Back in Galway, we had dinner and Smithwick’s ale, tired and spent. We’d checked the boxes we’d wanted to check, and were glad to have the next day, our final day in Europe before flying back to the U.S., to wander without an agenda.

The Galway Arts Festival happened to be taking place the weekend we were there. We’d known nothing about it in advance, but over the four days we were there kept seeing signs, ads, and brochures promoting the festival. On our final day, the sky a little gray and low, we made our way to the box office in the center of town and looked at the day’s schedule.

Almost arbitrarily, we bought tickets to How to Catch a Star, a short play featuring puppetry and based on a children’s book by Oliver Jeffers popular in the U.K.

Our apprehension that we were probably too old for this show, that the auditorium would be full of rowdy and restless kids, that we should have picked a poetry reading or concert, dissolved as soon as the show began.

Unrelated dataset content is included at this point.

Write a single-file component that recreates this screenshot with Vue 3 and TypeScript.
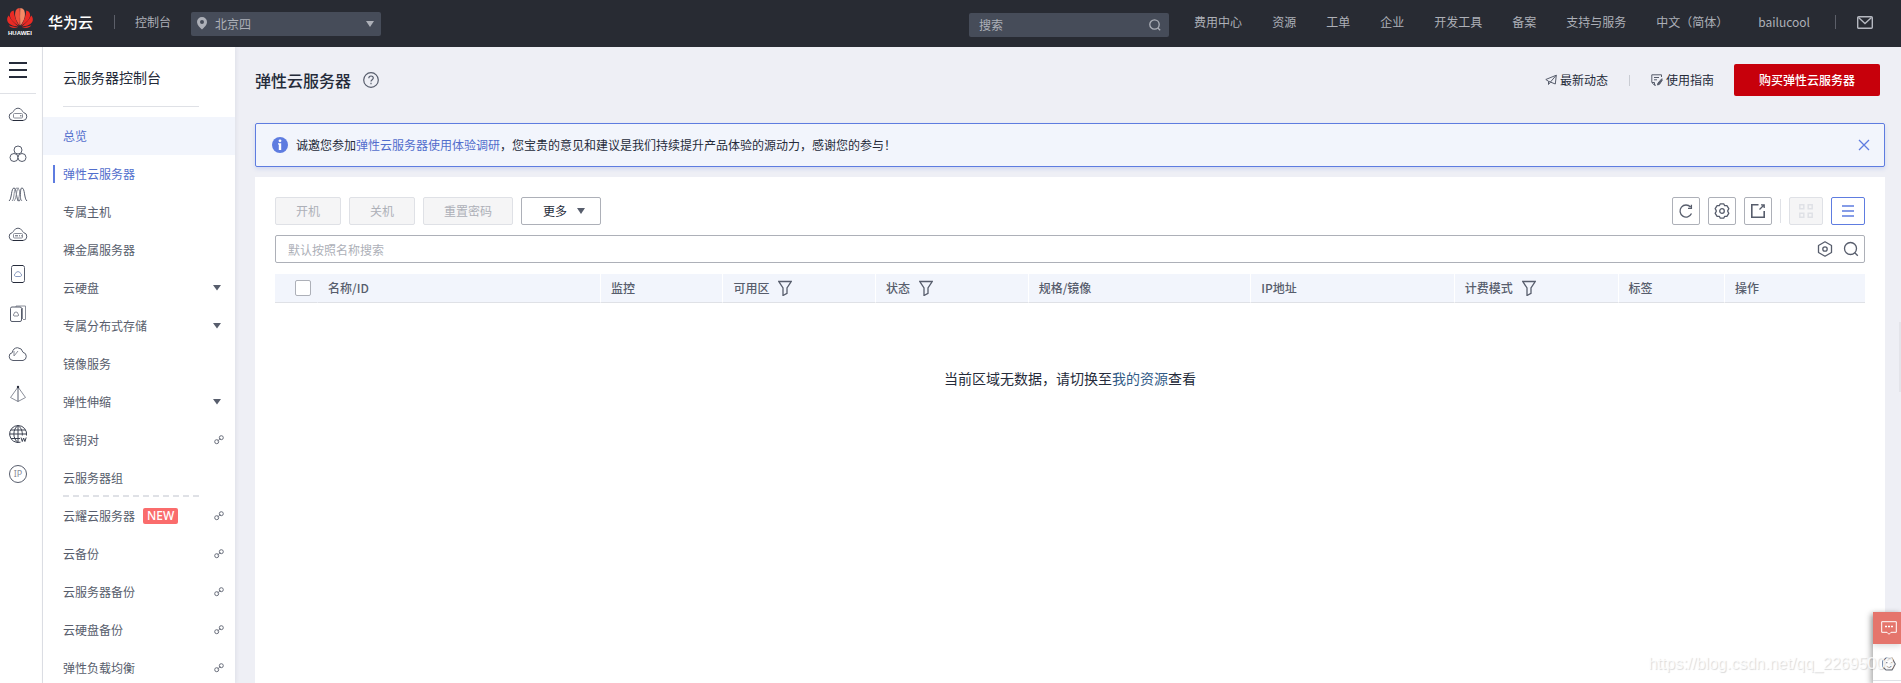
<script setup lang="ts">
import { ref } from 'vue'

interface MenuItem {
  label: string
  kind?: 'expand' | 'link'
  current?: boolean
  hover?: boolean
  badge?: string
  divided?: boolean
}

interface Column {
  label: string
  width: string
  filter?: boolean
}

const region = ref('北京四')
const globalQuery = ref('')
const nameQuery = ref('')
const allChecked = ref(false)
const showNotice = ref(true)

const topLinks: string[] = [
  '费用中心', '资源', '工单', '企业', '开发工具', '备案', '支持与服务', '中文（简体）', 'bailucool',
]

const railIcons: string[] = [
  'server', 'group', 'wave', 'baremetal', 'disk', 'disks', 'cloud', 'pyramid', 'globe', 'ip',
]

const menu: MenuItem[] = [
  { label: '总览', hover: true },
  { label: '弹性云服务器', current: true },
  { label: '专属主机' },
  { label: '裸金属服务器' },
  { label: '云硬盘', kind: 'expand' },
  { label: '专属分布式存储', kind: 'expand' },
  { label: '镜像服务' },
  { label: '弹性伸缩', kind: 'expand' },
  { label: '密钥对', kind: 'link' },
  { label: '云服务器组', divided: true },
  { label: '云耀云服务器', kind: 'link', badge: 'NEW' },
  { label: '云备份', kind: 'link' },
  { label: '云服务器备份', kind: 'link' },
  { label: '云硬盘备份', kind: 'link' },
  { label: '弹性负载均衡', kind: 'link' },
]

const columns: Column[] = [
  { label: '名称/ID', width: '17.8%' },
  { label: '监控', width: '7.7%' },
  { label: '可用区', width: '9.6%', filter: true },
  { label: '状态', width: '9.6%', filter: true },
  { label: '规格/镜像', width: '14%' },
  { label: 'IP地址', width: '12.8%' },
  { label: '计费模式', width: '10.3%', filter: true },
  { label: '标签', width: '6.7%' },
  { label: '操作', width: 'auto' },
]
</script>

<template>
  <div class="shell">
    <header class="topbar">
      <a class="brand" href="#" aria-label="华为云">
        <span class="logo">
          <svg width="26" height="20" viewBox="0 0 26 20" aria-hidden="true">
            <g fill="#ea2a24">
              <path d="M12.700 17.600C8.500 12 7 7 8.800 2.400C9.800 .8 11.500 .1 12.700 .1C13 5 13 12 12.700 17.600Z" fill="#f0503c" />
              <path d="M13.300 17.600C17.500 12 19 7 17.200 2.400C16.200 .8 14.500 .1 13.300 .1C13 5 13 12 13.300 17.600Z" fill="#f58a66" />
              <path d="M12 17.800C6 14.500 2.600 10.500 2.900 6.500C3.200 4.500 4.700 3 6.700 2.600C7 8 9.200 13.500 12 17.800Z" />
              <path d="M14 17.800C20 14.500 23.400 10.500 23.100 6.500C22.800 4.500 21.300 3 19.300 2.600C19 8 16.800 13.500 14 17.800Z" />
              <path d="M11.300 18.400C5.500 18.300 1.200 16.300 .3 12.800C-.1 10.800 .5 8.900 1.800 7.600C4 12.200 7.200 15.600 11.300 18.400Z" />
              <path d="M14.700 18.400C20.500 18.300 24.800 16.300 25.700 12.800C26.100 10.800 25.500 8.900 24.200 7.600C22 12.200 18.800 15.600 14.700 18.400Z" />
              <path d="M11 19C7.500 20.500 3.800 20.400 1.700 17.200C4.500 18.300 7.500 18.900 11 19Z" />
              <path d="M15 19C18.500 20.500 22.200 20.400 24.300 17.200C21.500 18.300 18.500 18.900 15 19Z" />
            </g>
          </svg>
          <span class="logo-name">HUAWEI</span>
        </span>
        <span class="brand-name">华为云</span>
      </a>
      <span class="bar-divider"></span>
      <a class="console-link" href="#">控制台</a>
      <label class="region">
        <svg width="10" height="13" viewBox="0 0 10 13" aria-hidden="true">
          <path d="M5 0a5 5 0 0 0-5 5c0 3 3 5.500 5 7.600C7 10.500 10 8 10 5a5 5 0 0 0-5-5Zm0 3a2 2 0 1 1 0 4 2 2 0 0 1 0-4Z" fill="#adb0b8" fill-rule="evenodd" />
        </svg>
        <select v-model="region" aria-label="区域">
          <option>北京四</option>
        </select>
        <svg width="8" height="6" viewBox="0 0 8 6" aria-hidden="true"><path d="M0 0h8L4 6Z" fill="#adb0b8" /></svg>
      </label>
      <label class="global-search">
        <input v-model="globalQuery" type="text" placeholder="搜索" aria-label="搜索" />
        <svg width="12" height="12" viewBox="0 0 12 12" fill="none" stroke="#adb0b8" stroke-width="1.300" aria-hidden="true">
          <circle cx="5.500" cy="5.500" r="4.700" /><path d="M8.800 9l2.400 2.200" />
        </svg>
      </label>
      <nav class="top-nav">
        <a v-for="link in topLinks" :key="link" href="#">{{ link }}</a>
      </nav>
      <span class="bar-divider mail-divider"></span>
      <button class="plain mail" type="button" aria-label="消息">
        <svg width="16" height="13" viewBox="0 0 16 13" fill="none" stroke="#b5b8c0" stroke-width="1.400" aria-hidden="true">
          <rect x=".7" y=".7" width="14.600" height="11.600" rx="1" /><path d="M1.500 1.500L8 7.500l6.500-6" />
        </svg>
      </button>
    </header>

    <div class="body">
      <nav class="rail" aria-label="服务">
        <button class="plain burger" type="button" aria-label="菜单">
          <svg width="18" height="16" viewBox="0 0 18 16" stroke="#252b3a" stroke-width="2" aria-hidden="true"><path d="M0 1h18M0 8h18M0 15h18" /></svg>
        </button>
        <a v-for="name in railIcons" :key="name" class="rail-item" href="#" :aria-label="name">
          <svg width="20" height="20" viewBox="0 0 20 20" fill="none" stroke="#575d6c" stroke-width="1" aria-hidden="true">
            <template v-if="name === 'server' || name === 'baremetal'">
              <path d="M5 16.500a4 4 0 0 1-.7-7.900Q5.500 7.500 6 6.500a4.600 4.600 0 0 1 8 0q.5 1 1.700 2.100a4 4 0 0 1-.7 7.900Z" />
              <rect x="5.500" y="9.500" width="9" height="4.500" rx="1" stroke="#8a8e99" />
              <path v-if="name === 'server'" d="M12 11.800h1.500" />
              <path v-else d="M7 11.800h3m1 0h1m1 0h.8" />
              <path d="M5 16.500h10" stroke="#252b3a" />
            </template>
            <template v-else-if="name === 'group'">
              <circle cx="10" cy="6" r="4" /><circle cx="6" cy="13.500" r="4" fill="#fff" /><circle cx="14" cy="13.500" r="4" fill="#fff" />
            </template>
            <template v-else-if="name === 'wave'">
              <path d="M1 17C4 15 3 4 6 4s2 13 5 13S11 4 14 4s2 11 5 13" />
              <path d="M4 17c3-2 1-13 5-13s2 11 5 13M6 17c3-3 2-13 5-13M9 17C12 16 11 4 14 4" stroke="#8a8e99" />
            </template>
            <template v-else-if="name === 'disk'">
              <rect x="3.500" y="1.500" width="13" height="17" rx="2" />
              <path d="M5 1.500h10M5 18.500h10" stroke="#252b3a" />
              <path d="M7.500 12.500a1.600 1.600 0 0 1 0-3 2.600 2.600 0 0 1 5 0 1.600 1.600 0 0 1 0 3Z" stroke="#8a9bc0" />
            </template>
            <template v-else-if="name === 'disks'">
              <path d="M8 3V2h9.500v13.500H15" stroke="#8a8e99" /><path d="M14.500 4v11" stroke="#8a8e99" />
              <rect x="2.500" y="3" width="11" height="14.500" rx="1.500" />
              <path d="M6 12a1.200 1.200 0 0 1 0-2 2 2 0 0 1 4 0 1.200 1.200 0 0 1 0 2Z" stroke="#8a8e99" />
            </template>
            <template v-else-if="name === 'cloud'">
              <path d="M5 16.500a4 4 0 0 1-.7-7.900Q5 4 9.500 3.700q4.500.3 5.500 4.600a4.200 4.200 0 0 1 0 8.200Z" />
              <path d="M6 7v5l4-5" stroke="#8a8e99" />
            </template>
            <template v-else-if="name === 'pyramid'">
              <path d="M10 3L2.500 13.500 10 17.500l7.500-4Z" stroke="#8a8e99" /><path d="M10 3v14.500" stroke="#575d6c" />
              <circle cx="10" cy="3" r="1.200" fill="#252b3a" stroke="none" />
            </template>
            <template v-else-if="name === 'globe'">
              <g stroke="#3b4150">
                <path d="M12.500 18.200A8.500 8.500 0 1 1 18.500 11.500M1.500 10h17M2.800 6h14.400M3 14.500h9M10 1.500v17" />
                <path d="M10 1.500C4.500 5 4.500 15 10 18.500M10 1.500c3.500 2.500 4.500 6 4.300 10" />
                <path d="M13 13.500l1.300 4 1.300-3.500 1.300 3.500 1.300-4" />
              </g>
            </template>
            <template v-else>
              <circle cx="10" cy="10" r="8.500" />
              <text x="10" y="13" text-anchor="middle" font-size="9" font-family="Noto Sans, sans-serif" fill="#8a8e99" stroke="none">IP</text>
            </template>
          </svg>
        </a>
      </nav>

      <aside class="side">
        <h2>云服务器控制台</h2>
        <ul>
          <li v-for="item in menu" :key="item.label" :class="{ current: item.current, hover: item.hover, divided: item.divided }">
            <a href="#">
              <span>{{ item.label }}</span>
              <span v-if="item.badge" class="badge">{{ item.badge }}</span>
              <svg v-if="item.kind === 'expand'" class="mark" width="8" height="6" viewBox="0 0 8 6" aria-hidden="true"><path d="M0 0h8L4 5.500Z" fill="#575d6c" /></svg>
              <svg v-else-if="item.kind === 'link'" class="mark link-mark" width="10" height="10" viewBox="0 0 10 10" fill="none" stroke="#6a6f7c" aria-hidden="true">
                <circle cx="2.700" cy="6.700" r="2" /><circle cx="7.300" cy="2.700" r="2" /><path d="M3.500 6L6.500 3.500" stroke-width=".8" />
              </svg>
            </a>
          </li>
        </ul>
      </aside>

      <main class="main">
        <div class="title-row">
          <h1>弹性云服务器</h1>
          <button class="plain help" type="button" aria-label="帮助">
            <svg width="16" height="16" viewBox="0 0 16 16" fill="none" stroke="#575d6c" stroke-width="1.200" aria-hidden="true">
              <circle cx="8" cy="8" r="7.300" /><path d="M5.800 6.300c0-3 4.500-3 4.500-.2C10.300 7.700 8 7.700 8 9.500M8 10.800v1.400" />
            </svg>
          </button>
          <a class="action" href="#">
            <svg width="12" height="12" viewBox="0 0 12 12" fill="none" stroke="#575d6c" aria-hidden="true">
              <path d="M11.300 1.200L.8 5.500l2.700 1.800 6.800 2.700ZM3.500 7.300v3.200l1.800-2.200M11.300 1.200l-6 7" />
            </svg>
            <span>最新动态</span>
          </a>
          <span class="action-divider"></span>
          <a class="action" href="#">
            <svg width="12" height="12" viewBox="0 0 12 12" fill="none" stroke="#575d6c" aria-hidden="true">
              <path d="M10.500 3V.8H.8V8.500l2.700 2.700H5M3 3.500h5M3 5.800h3M3.500 11V8.500H1" /><path d="M11 4.500L7 9l-.5 2 2-.7 3-4.500" fill="#575d6c" />
            </svg>
            <span>使用指南</span>
          </a>
          <button class="buy" type="button">购买弹性云服务器</button>
        </div>

        <div v-if="showNotice" class="notice">
          <svg width="16" height="16" viewBox="0 0 16 16" aria-hidden="true">
            <circle cx="8" cy="8" r="8" fill="#5e7ce0" />
            <circle cx="8" cy="3.800" r="1.400" fill="#fff" /><path d="M6 6.200h3.200V12h-2.400V7.500H6ZM6.800 10.500h2.400V13H6.800Z" fill="#fff" />
          </svg>
          <p>诚邀您参加<a href="#">弹性云服务器使用体验调研</a>，您宝贵的意见和建议是我们持续提升产品体验的源动力，感谢您的参与！</p>
          <button class="plain" type="button" aria-label="关闭" @click="showNotice = false">
            <svg width="12" height="12" viewBox="0 0 12 12" stroke="#5e7ce0" stroke-width="1.300" aria-hidden="true"><path d="M1 1l10 10M11 1L1 11" /></svg>
          </button>
        </div>

        <section class="panel">
          <div class="toolbar">
            <button class="btn" type="button" disabled>开机</button>
            <button class="btn" type="button" disabled>关机</button>
            <button class="btn wide" type="button" disabled>重置密码</button>
            <button class="btn more" type="button">
              更多
              <svg width="8" height="6" viewBox="0 0 8 6" aria-hidden="true"><path d="M0 0h8L4 6Z" fill="#575d6c" /></svg>
            </button>
            <div class="tools">
              <button class="tool" type="button" aria-label="刷新">
                <svg width="16" height="16" viewBox="0 0 16 16" fill="none" stroke="#575d6c" stroke-width="1.300" aria-hidden="true"><path d="M13.500 10.500A6 6 0 1 1 12.500 4M13.400 1.800v3.500H10" /></svg>
              </button>
              <button class="tool" type="button" aria-label="设置">
                <svg width="16" height="16" viewBox="0 0 16 16" fill="none" stroke="#575d6c" stroke-width="1.300" stroke-linejoin="round" aria-hidden="true">
                  <path d="M6.300.8h3.400l1 1.900 2.200-.1 1.900 3L13.600 8l1.200 2.400-1.900 3-2.200-.1-1 1.900H6.300l-1-1.900-2.200.1-1.900-3L2.400 8 1.200 5.600l1.900-3 2.200.1Z" /><circle cx="8" cy="8" r="2.300" />
                </svg>
              </button>
              <button class="tool" type="button" aria-label="导出">
                <svg width="16" height="16" viewBox="0 0 16 16" fill="none" stroke="#575d6c" stroke-width="1.600" aria-hidden="true"><path d="M8.500 1.800H1.800v12.400h12.400V8" /><path d="M9.500 6.500L13.500 2.500M11 1.800h3.200V5" stroke-width="1.300" /></svg>
              </button>
              <span class="tool-divider"></span>
              <button class="tool view" type="button" disabled aria-label="卡片视图">
                <svg width="16" height="16" viewBox="0 0 16 16" fill="none" stroke="#dfe1e6" stroke-width="1.500" aria-hidden="true"><path d="M1.800 1.800h4v4h-4ZM10.200 1.800h4v4h-4ZM1.800 10.200h4v4h-4ZM10.200 10.200h4v4h-4Z" /></svg>
              </button>
              <button class="tool view active" type="button" aria-label="列表视图">
                <svg width="12" height="12" viewBox="0 0 12 12" stroke="#5e7ce0" stroke-width="1.500" aria-hidden="true"><path d="M0 1h12M0 6h12M0 11h12" /></svg>
              </button>
            </div>
          </div>

          <div class="name-search">
            <input v-model="nameQuery" type="text" placeholder="默认按照名称搜索" aria-label="默认按照名称搜索" />
            <button class="plain" type="button" aria-label="搜索设置">
              <svg width="16" height="16" viewBox="0 0 16 16" fill="none" stroke="#575d6c" stroke-width="1.300" stroke-linejoin="round" aria-hidden="true"><path d="M8 .8l6.500 3.700v7L8 15.200l-6.500-3.700v-7Z" /><circle cx="8" cy="8" r="2.200" /></svg>
            </button>
            <button class="plain" type="button" aria-label="搜索">
              <svg width="16" height="16" viewBox="0 0 16 16" fill="none" stroke="#575d6c" stroke-width="1.300" aria-hidden="true"><circle cx="7.500" cy="7.500" r="6" /><path d="M11.800 11.800l3 3" /></svg>
            </button>
          </div>

          <table>
            <colgroup>
              <col class="check-col" />
              <col v-for="col in columns" :key="col.label" :style="{ width: col.width }" />
            </colgroup>
            <thead>
              <tr>
                <th class="check"><input v-model="allChecked" type="checkbox" aria-label="全选" /></th>
                <th v-for="(col, i) in columns" :key="col.label" :class="{ first: i === 0 }">
                  <div class="cell">
                    <span>{{ col.label }}</span>
                    <button v-if="col.filter" class="plain" type="button" :aria-label="col.label + '筛选'">
                      <svg width="14" height="16" viewBox="0 0 14 16" fill="none" stroke="#575d6c" stroke-width="1.300" aria-hidden="true"><path d="M.8 1.500h12.400L9 8v5.300l-4 2.200V8Z" /></svg>
                    </button>
                  </div>
                </th>
              </tr>
            </thead>
            <tbody>
              <tr>
                <td class="empty" colspan="10">当前区域无数据，请切换至<a href="#">我的资源</a>查看</td>
              </tr>
            </tbody>
          </table>
        </section>
      </main>
    </div>

    <div class="edge"></div>
    <div class="dock">
      <button class="plain chat" type="button" aria-label="咨询">
        <svg width="16" height="14" viewBox="0 0 16 14" fill="none" stroke="#fff" aria-hidden="true"><path d="M.7.7h14.600v10.600H10l-2 2-2-2H.7Z" /><path d="M4 5.500h2m1 0h2m1 0h2" stroke-width="1.500" /></svg>
      </button>
      <button class="plain smile" type="button" aria-label="反馈">
        <svg width="14" height="14" viewBox="0 0 14 14" fill="none" stroke="#6a6e79" stroke-width="1.100" aria-hidden="true"><path d="M4 1h6l3.300 6L10 13H4L.7 10V4Z" /><path d="M4.800 5v1.300M9.200 5v1.300M4.500 9c1.500 2 3.500 2 5 0" /></svg>
      </button>
    </div>
    <div class="watermark">https://blog.csdn.net/qq_22695003</div>
  </div>
</template>

<style>
html, body { margin: 0; }
</style>

<style scoped>
* { box-sizing: border-box; }
.shell {
  height: 100vh;
  display: flex;
  flex-direction: column;
  overflow: hidden;
  position: relative;
  background: #eeeff5;
  color: #252b3a;
  font: 12px/18px "Noto Sans CJK SC", "Noto Sans", sans-serif;
}
a { color: inherit; text-decoration: none; }
button, input, select { font: inherit; color: inherit; }
svg { display: block; flex: none; }
.plain { border: 0; padding: 0; background: none; display: flex; align-items: center; justify-content: center; cursor: pointer; }

.topbar { flex: none; height: 47px; padding: 0 28px 3px 7px; display: flex; align-items: center; background: #282b33; color: #adb0b8; }
.brand { display: flex; align-items: center; gap: 15px; }
.logo { width: 26px; display: flex; flex-direction: column; align-items: center; gap: 2px; }
.logo-name { font: bold 6px/6px "Liberation Sans", sans-serif; color: #fff; }
.brand-name { font-size: 15px; font-weight: 500; color: #fff; }
.bar-divider { width: 1px; height: 14px; margin-left: 21px; background: #5c5f69; }
.console-link { margin-left: 20px; }
.region { width: 190px; height: 24px; margin: 3px 0 0 20px; padding: 0 7px 0 6px; display: flex; align-items: center; background: #464c59; border-radius: 2px; }
.region select { flex: 1; height: 24px; padding: 0 8px; border: 0; background: none; appearance: none; outline: 0; }
.global-search { width: 200px; height: 24px; margin: 5px 0 0 auto; padding: 0 8px 0 10px; display: flex; align-items: center; background: #464c59; border-radius: 2px; }
.global-search input { flex: 1; min-width: 0; height: 24px; padding: 0; border: 0; background: none; outline: 0; }
.global-search input::placeholder { color: #adb0b8; }
.top-nav { margin-left: 25px; display: flex; gap: 30px; }
.mail-divider { margin-left: 25px; }
.mail { margin-left: 21px; }

.body { flex: 1; min-height: 0; display: flex; }
.rail { flex: none; width: 43px; background: #fff; border-right: 1px solid #dfe1e6; overflow: hidden; }
.burger { width: 36px; height: 47px; border-bottom: 1px solid #dfe1e6; }
.rail-item { width: 36px; height: 40px; display: flex; align-items: center; justify-content: center; }

.side { flex: none; width: 192px; background: #fff; box-shadow: 1px 0 4px rgba(40, 50, 80, .08); overflow: hidden; }
.side h2 { width: 136px; height: 60px; margin: 0 0 10px 20px; border-bottom: 1px solid #dfe1e6; font-size: 14px; font-weight: 400; line-height: 60px; }
.side ul { margin: 0; padding: 0; list-style: none; color: #575d6c; }
.side li { position: relative; }
.side li a { height: 38px; padding: 0 14px 0 20px; display: flex; align-items: center; }
.side .hover { background: #f2f5fc; }
.side .hover a, .side .current a { color: #526ecc; }
.side .current::before { content: ""; position: absolute; left: 10px; top: 10px; width: 2px; height: 18px; background: #5e7ce0; }
.side .divided::after { content: ""; position: absolute; left: 20px; bottom: 0; width: 136px; border-bottom: 2px dashed #dfe1e6; }
.mark { margin-left: auto; }
.link-mark { margin-right: -3px; }
.badge { height: 16px; margin-left: 8px; padding: 0 4px; border-radius: 2px; background: #fa6c6c; color: #fff; font-family: "Noto Sans", sans-serif; font-weight: 500; line-height: 16px; }

.main { flex: 1; min-width: 0; padding: 17px 16px 0 20px; display: flex; flex-direction: column; }
.title-row { height: 32px; padding-right: 5px; display: flex; align-items: center; }
h1 { margin: 0; font-size: 16px; font-weight: 500; line-height: 24px; }
.help { margin: 0 auto 0 12px; }
.action { display: flex; align-items: center; gap: 3px; }
.action-divider { width: 1px; height: 11px; margin: 0 21px; background: #c9ccd3; }
.buy { width: 146px; height: 32px; margin-left: 20px; border: 0; border-radius: 2px; background: #c7000b; color: #fff; font-weight: 500; }

.notice { flex: none; height: 44px; margin-top: 27px; padding: 0 14px 0 16px; display: flex; align-items: center; gap: 8px; border: 1px solid #5e7ce0; border-radius: 2px; background: #f2f5fc; box-shadow: 0 2px 4px rgba(94, 124, 224, .2); }
.notice p { flex: 1; margin: 0; }
.notice p a { color: #526ecc; }

.panel { flex: 1; margin-top: 10px; padding: 20px; background: #fff; }
.toolbar { display: flex; gap: 8px; }
.btn { width: 66px; height: 28px; padding: 0; display: flex; align-items: center; justify-content: center; gap: 10px; border: 1px solid #adb0b8; border-radius: 2px; background: #fff; }
.btn:disabled { border-color: #dfe1e6; background: #f5f5f6; color: #adb0b8; }
.btn.wide { width: 90px; }
.btn.more { width: 80px; padding-left: 6px; }
.tools { margin-left: auto; display: flex; align-items: center; gap: 8px; }
.tool { width: 28px; height: 28px; padding: 0; display: flex; align-items: center; justify-content: center; border: 1px solid #adb0b8; border-radius: 2px; background: #fff; }
.tool.view { width: 34px; }
.tool:disabled { border-color: #dfe1e6; background: #f5f5f6; }
.tool.active { border-color: #5e7ce0; }
.tool-divider { width: 1px; height: 24px; background: #dfe1e6; }

.name-search { height: 28px; margin: 10px 0 11px; padding: 0 5px 0 12px; display: flex; align-items: center; gap: 10px; border: 1px solid #adb0b8; border-radius: 2px; }
.name-search input { flex: 1; min-width: 0; height: 26px; padding: 0; border: 0; outline: 0; }
.name-search input::placeholder { color: #adb0b8; }

table { width: 100%; table-layout: fixed; border-collapse: separate; border-spacing: 0; }
.check-col { width: 42px; }
th { height: 29px; padding: 0 0 0 10px; border-left: 1px solid #fff; border-bottom: 1px solid #dfe1e6; background: #f2f5fc; color: #575d6c; font-weight: 500; text-align: left; }
th.check { padding: 0 0 0 20px; border-left: 0; }
th.first { border-left-color: #f2f5fc; }
th.check input { appearance: none; width: 16px; height: 16px; margin: 0; display: block; border: 1px solid #adb0b8; border-radius: 2px; background: #fff; }
th.check input:checked { background: #5e7ce0; }
.cell { display: flex; align-items: center; gap: 9px; }
.empty { padding: 63px 0 0; font-size: 14px; line-height: 24px; text-align: center; }
.empty a { color: #315b87; }

.edge { position: absolute; right: 0; top: 322px; width: 2px; height: 70px; background: #e3e4ea; }
.dock { position: absolute; right: 0; bottom: 0; width: 28px; height: 71px; display: flex; flex-direction: column; gap: 4px; background: #fff; box-shadow: -2px 2px 6px rgba(0, 0, 0, .35); }
.dock button { padding-left: 4px; }
.chat { height: 32px; background: #e5756c; box-shadow: 0 2px 6px rgba(0, 0, 0, .15); }
.smile { height: 33px; border-bottom: 1px solid #dfe1e6; }
.watermark { position: absolute; right: 7px; bottom: 9px; color: rgba(255, 255, 255, .8); font: 16px/20px "Liberation Sans", sans-serif; text-shadow: 1px 1px 1px rgba(0, 0, 0, .15); pointer-events: none; }
</style>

There were no words, no dialogue, no speaking parts, just quiet background music to accompany the puppet on stage, a lonely boy gazing at the stars, longing for friendship. The audience, many children, of course, sat silently. We were all equally captivated. For the second time in four days, my eyes welled.

Tours can be hit or miss, sometimes necessary to quickly and conveniently check certain travel boxes but sacrificing the act of discovery that is, of course, the essence of travel.

While I’ll always sign up for tours after doing my research and weighing the pros and cons—what sites are worth getting to on my own versus the convenience of the tour—I also make sure not to over-book. Let the adventure breathe, be open to the unscheduled moments that so often end up being the ones you’ll treasure forever—the stars that, with no effort at all, you managed to catch.